- Source: Artforum
- Author: Caoimhín Mac Giolla Léith
- Date: April 29, 2022
- Format: Online
Eric N. Mack
THE DOUGLAS HYDE GALLERY OF CONTEMPORARY ART
Known for formally agglutinative, strikingly hued, large-scale three-dimensional works composed of stained or dyed fabric and sometimes augmented by small objects and found photographs, Eric N. Mack prefers his art to be construed within the expanded field of painting. While this suggests an intriguing set of antecedents, from Robert Rauschenberg’s “Jammers” to the draped canvases of Sam Gilliam, viewers of this particular exhibition are required to negotiate it as they would an immersive installation. Titled “Scampolo!,” the Italian word for “remnant,” the show was born of an invitation to produce new work in response to the gallery’s late-’70s Brutalist architecture, as well as its surrounding context. Much of the fabric used was locally sourced from Emblem Weavers, one of the last remaining linen makers in a country that was once, in the late eighteenth century, the world’s biggest linen producer.

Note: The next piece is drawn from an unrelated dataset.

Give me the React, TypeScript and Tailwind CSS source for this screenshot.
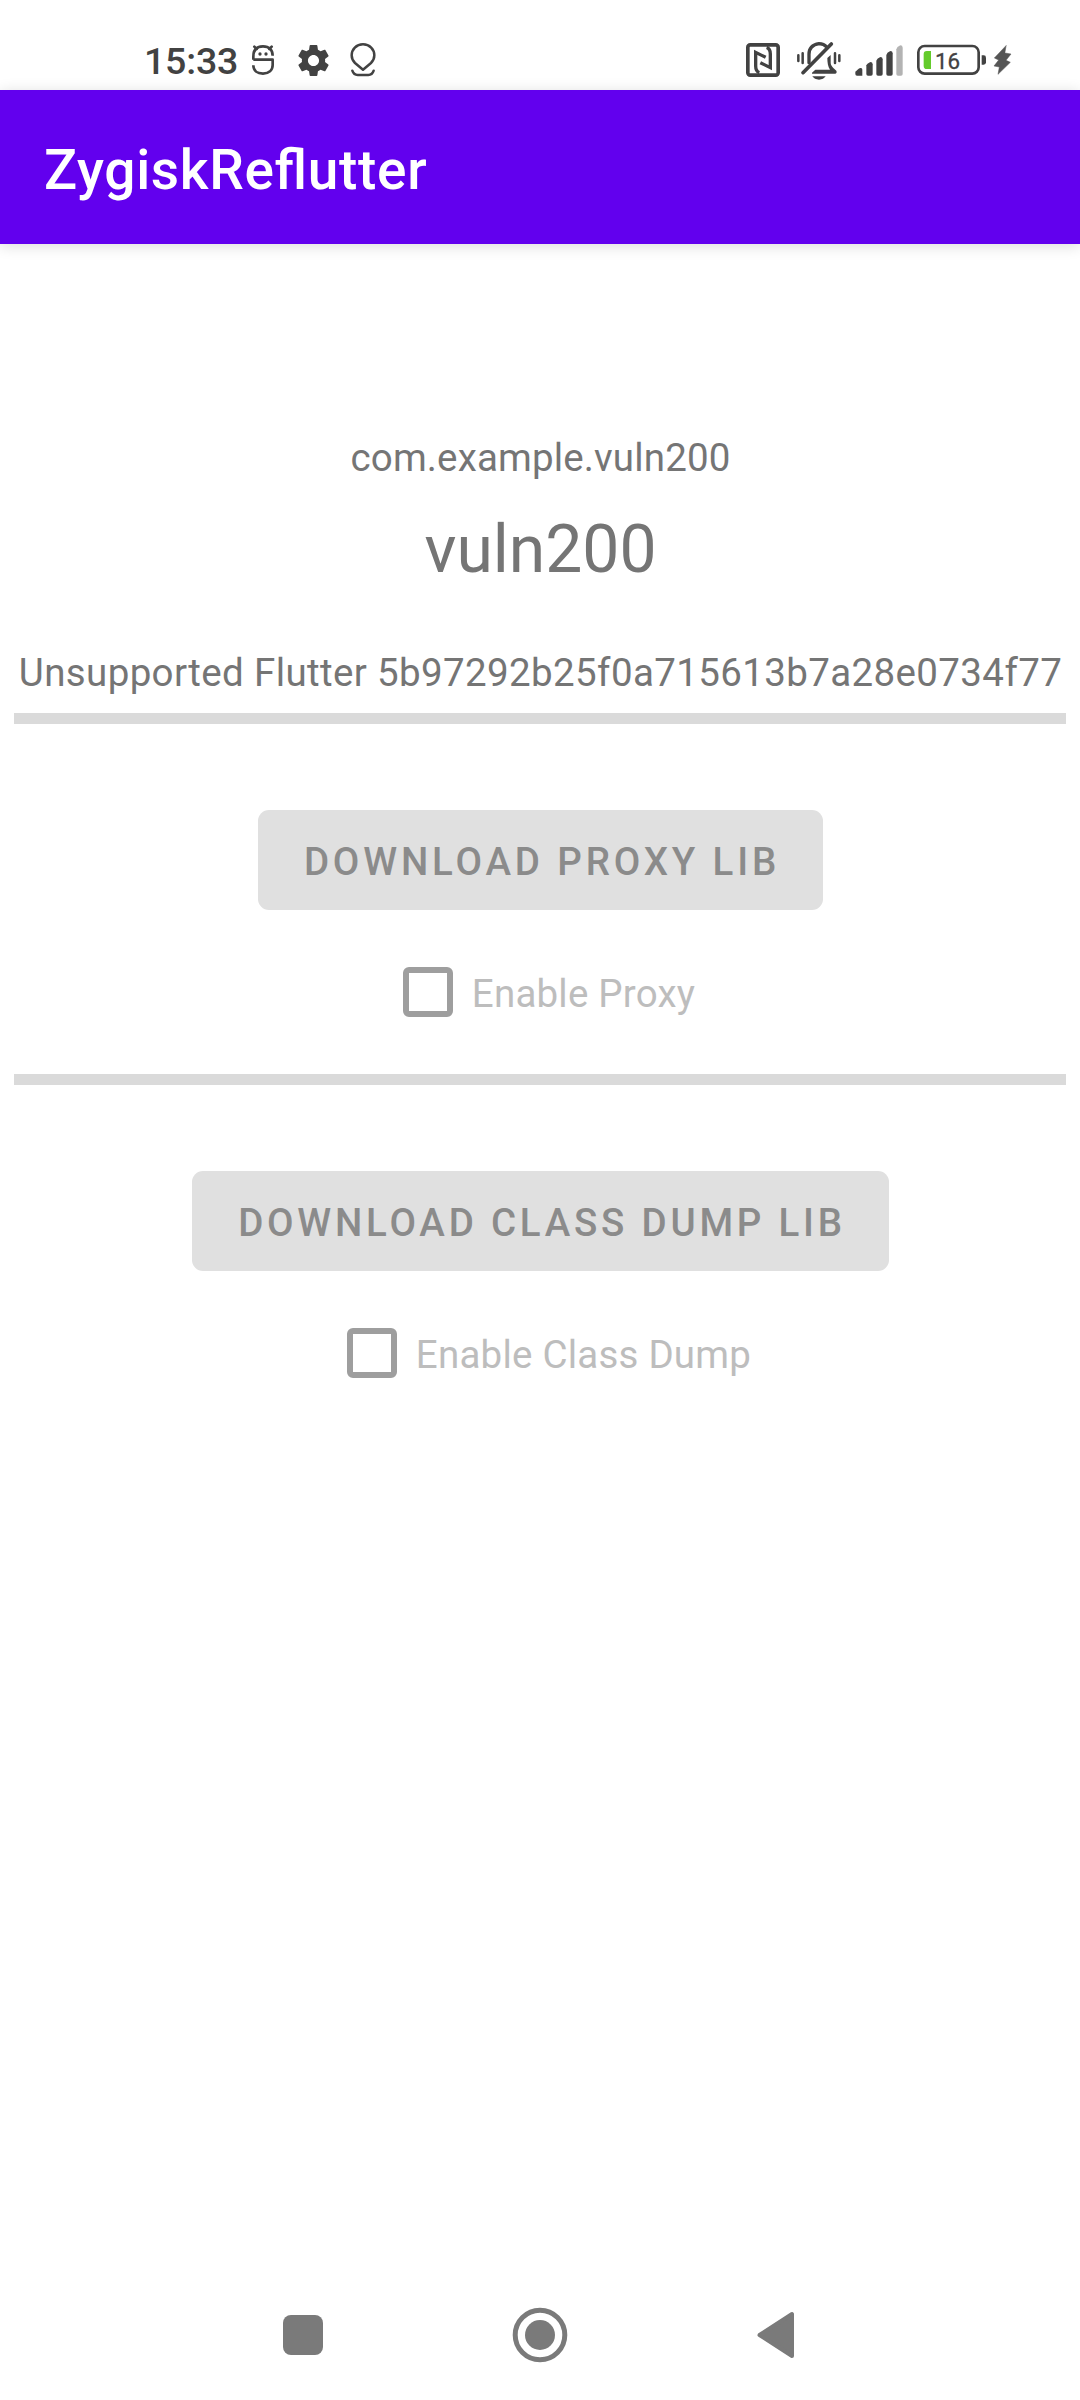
import type { ReactNode } from "react";

const INK = "#424242";

function StatusIcon({ x, w, className, children }: { x: number; w: number; className: string; children: ReactNode }) {
  return (
    <svg viewBox={`${x} 30 ${w} 120`} className={`h-10 shrink-0 ${className}`} fill="none" stroke={INK} strokeLinecap="round" strokeLinejoin="round">
      {children}
    </svg>
  );
}

function StatusBar() {
  return (
    <div className="flex h-[90px] items-center pt-[30px] pr-[68px] pl-[144px]">
      <span className="w-[106px] pt-0.5 text-[37.5px] leading-10 font-medium tracking-[-0.2px] text-[#424242]">15:33</span>
      <StatusIcon x={360} w={78} className="w-[26px]">
        <path d="M370 89V80C370 60 380 49 399 49s29 11 29 28M370 89h58v16c0 16-12 26-29 26s-29-9-29-25" strokeWidth="8" strokeLinecap="butt" />
        <path d="M373 50l7 7M425 50l-7 7" strokeWidth="8" />
        <g fill={INK} stroke="none">
          <circle cx="390" cy="72" r="5" />
          <circle cx="408" cy="72" r="5" />
        </g>
      </StatusIcon>
      <svg viewBox="2 2 20 20" className="ml-[21.5px] size-[31px] shrink-0" fill={INK}>
        <path d="M19.43 12.98c.04-.32.07-.64.07-.98s-.03-.66-.07-.98l2.11-1.65c.19-.15.24-.42.12-.64l-2-3.46c-.12-.22-.39-.3-.61-.22l-2.49 1c-.52-.4-1.08-.73-1.69-.98l-.38-2.65C14.46 2.18 14.25 2 14 2h-4c-.25 0-.46.18-.49.42l-.38 2.65c-.61.25-1.17.59-1.69.98l-2.49-1c-.23-.09-.49 0-.61.22l-2 3.46c-.13.22-.07.49.12.64l2.11 1.65c-.04.32-.07.65-.07.98s.03.66.07.98l-2.11 1.65c-.19.15-.24.42-.12.64l2 3.46c.12.22.39.3.61.22l2.49-1c.52.4 1.08.73 1.69.98l.38 2.65c.03.24.24.42.49.42h4c.25 0 .46-.18.49-.42l.38-2.65c.61-.25 1.17-.59 1.69-.98l2.49 1c.23.09.49 0 .61-.22l2-3.46c.12-.22.07-.49-.12-.64l-2.11-1.65zM12 15.6c-1.98 0-3.6-1.62-3.6-3.6s1.62-3.6 3.6-3.6 3.6 1.62 3.6 3.6-1.62 3.6-3.6 3.6z" />
      </svg>
      <StatusIcon x={657} w={87} className="ml-[20.5px] w-[29px]">
        <path d="M699 43c-20 0-34 15-34 33 0 10 4 17 10 23l24 20 24-20c6-6 10-13 10-23 0-18-14-33-34-33z" strokeWidth="7.500" />
        <path d="M667 122c3 9 8 13 16 13h32c8 0 13-4 16-13" strokeWidth="7.500" />
      </StatusIcon>
      <div className="grow" />
      <StatusIcon x={48} w={102} className="w-[34px]">
        <rect x="53.500" y="44.500" width="91" height="91" rx="7" strokeWidth="11" />
        <path d="M88 128Q77 124 77 108V67L107 82" strokeWidth="10" strokeLinecap="butt" strokeLinejoin="miter" />
        <path d="M110 52Q121 56 121 72V113L91 98" strokeWidth="10" strokeLinecap="butt" strokeLinejoin="miter" />
      </StatusIcon>
      <StatusIcon x={198} w={138} className="ml-4 w-[46px]">
        <path d="M237 98V73c0-19 11-29 30-32 10 0 18 4 23 10" strokeWidth="10" />
        <path d="M246 128l10-9h44c-6-9-8-21-8-35l10-9v22c0 11 6 15 17 25 2 3 1 9-4 9h-69z" fill={INK} stroke="none" />
        <path d="M219 128L304 42" strokeWidth="11" />
        <path d="M247 139h40c-4 6-11 10-20 10s-16-4-20-10z" fill={INK} stroke="none" />
        <path d="M218 70v29M205 76v17M315 70v29M328 76v17" strokeWidth="7.500" />
      </StatusIcon>
      <StatusIcon x={372} w={150} className="ml-3 w-[50px]">
        <g stroke="none" fill={INK}>
          <path d="M376 125l10-9c5-3 11-2 11 4v17h-16q-5 0-5-5z" />
          <path d="M409 106q1-5 12-10 7 0 7 7v29q0 5-5 5h-9q-5 0-5-5z" />
          <path d="M439 92q1-6 12-11 7 0 7 7v44q0 5-5 5h-9q-5 0-5-5z" />
          <path d="M469 75q1-7 12-12 7 0 7 7v62q0 5-5 5h-9q-5 0-5-5z" />
          <path d="M499 58q1-7 12-12 7 0 7 7v79q0 5-5 5h-9q-5 0-5-5z" fill="#b3b3b3" />
        </g>
      </StatusIcon>
      <StatusIcon x={558} w={213} className="ml-3 w-[71px]">
        <rect x="565" y="48" width="181" height="83" rx="19" strokeWidth="8" />
        <path d="M603 63h-13q-9 0-9 9v35q0 10 9 10h13z" fill="#64cb2c" stroke="none" />
        <path d="M755 76h6q7 0 7 7v14q0 7-7 7h-6z" fill={INK} stroke="none" />
        <text x="615" y="116" fontSize="67" fontFamily="Roboto, sans-serif" fill={INK} stroke={INK} strokeWidth="1">16</text>
      </StatusIcon>
      <StatusIcon x={786} w={60} className="ml-[5px] w-5">
        <path d="M828 47L793 84 806 90 792 108 808 111 804 133 841 97 828 91 843 72 825 69z" fill="#555" stroke="#555" strokeWidth="1.500" />
      </StatusIcon>
    </div>
  );
}

function Divider() {
  return <div className="h-[11px] w-[1052px] bg-[#dadada]" />;
}

function LibSection({ button, label, buttonClass, labelClass }: { button: string; label: string; buttonClass: string; labelClass: string }) {
  return (
    <section className="flex flex-col items-center">
      <Divider />
      <button disabled className={`mt-[86px] h-[100px] rounded-[11px] bg-[#e0e0e0] pt-1 pl-1 text-[38.5px] font-medium whitespace-nowrap text-[#8b8b8b] ${buttonClass}`}>
        {button}
      </button>
      <label className="mt-[57px] flex h-[50px] items-center pl-[18px]">
        <span className="size-[50px] rounded-[6px] border-[6px] border-[#9e9e9e]" />
        <span className={`ml-[19px] pt-[3px] text-[38.5px] leading-[46px] whitespace-nowrap text-[#bdbdbd] ${labelClass}`}>{label}</span>
      </label>
      <div className="h-[57px]" />
    </section>
  );
}

export default function App() {
  return (
    <div className="flex h-[2400px] w-[1080px] flex-col overflow-hidden bg-white font-[Roboto,sans-serif]">
      <StatusBar />
      <header className="flex h-[154px] shrink-0 items-center bg-[#6200ee] pb-px pl-[44px] shadow-[0_2px_14px_rgba(0,0,0,0.14)]">
        <h1 className="pt-[7px] text-[55px] leading-[64px] font-medium tracking-[0.012em] text-white [font-feature-settings:'liga'_1]">ZygiskReflutter</h1>
      </header>
      <main className="flex grow flex-col items-center text-[#757575]">
        <p className="mt-[191px] pl-px text-[38.5px] leading-[46px] tracking-[0.15px]">com.example.vuln200</p>
        <p className="mt-[30px] pl-px text-[66px] leading-[78px]">vuln200</p>
        <p className="mt-[61px] mb-[17px] pl-px text-[38.5px] leading-[46px] tracking-[0.37px] whitespace-nowrap">
          Unsupported Flutter 5b97292b25f0a715613b7a28e0734f77
        </p>
        <LibSection button="DOWNLOAD PROXY LIB" label="Enable Proxy" buttonClass="w-[565px] tracking-[3.84px]" labelClass="tracking-[0.2px]" />
        <LibSection button="DOWNLOAD CLASS DUMP LIB" label="Enable Class Dump" buttonClass="w-[697px] tracking-[3.77px]" labelClass="tracking-[0.22px]" />
      </main>
      <nav className="flex h-[130px] shrink-0 items-center pl-[282.5px]">
        <div className="size-10 rounded-[8px] bg-[#7a7a7a]" />
        <svg viewBox="0 0 56 56" className="ml-[189px] size-14" fill="none">
          <circle cx="28" cy="28" r="24.800" stroke="#7a7a7a" strokeWidth="5" />
          <circle cx="28" cy="28" r="15" fill="#7a7a7a" />
        </svg>
        <svg viewBox="0 0 40 48" className="ml-[188px] h-12 w-10" fill="#7a7a7a" stroke="#7a7a7a" strokeWidth="4" strokeLinejoin="round">
          <path d="M3.500 24L36 3v42z" />
        </svg>
      </nav>
    </div>
  );
}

Visitors to the Douglas Hyde are typically offered a panoramic view of any given exhibition from a mezzanine entrance where they may linger a while before descending, at their chosen pace, into the sizable gallery via open staircase. Mack’s work is predicated on the movement of bodies through space, on minute shifts in vantage. So it is unsurprising that he should choose this staircase as a nexus from which to elaborate a habitat that seems at once precarious and resplendent, makeshift and carefully thought through. To tether, to drape, to heap, to stretch, to attach, to suspend. The variety of formal maneuvers deployed are matched by an equally notable range of real-world reference points: ship’s rigging, temporary shelter, festive bunting, wayside shrine, mood board, fashion spread. (The artist’s credentials in the latter regard include previous collaborations with designers Grace Wales Bonner and Kiko Kostadinov.) To navigate the show’s delicately delineated but porous quadrants requires a constant—and repeatedly rewarded—recalibration of one’s most immediate physical surroundings and proximate visual stimuli.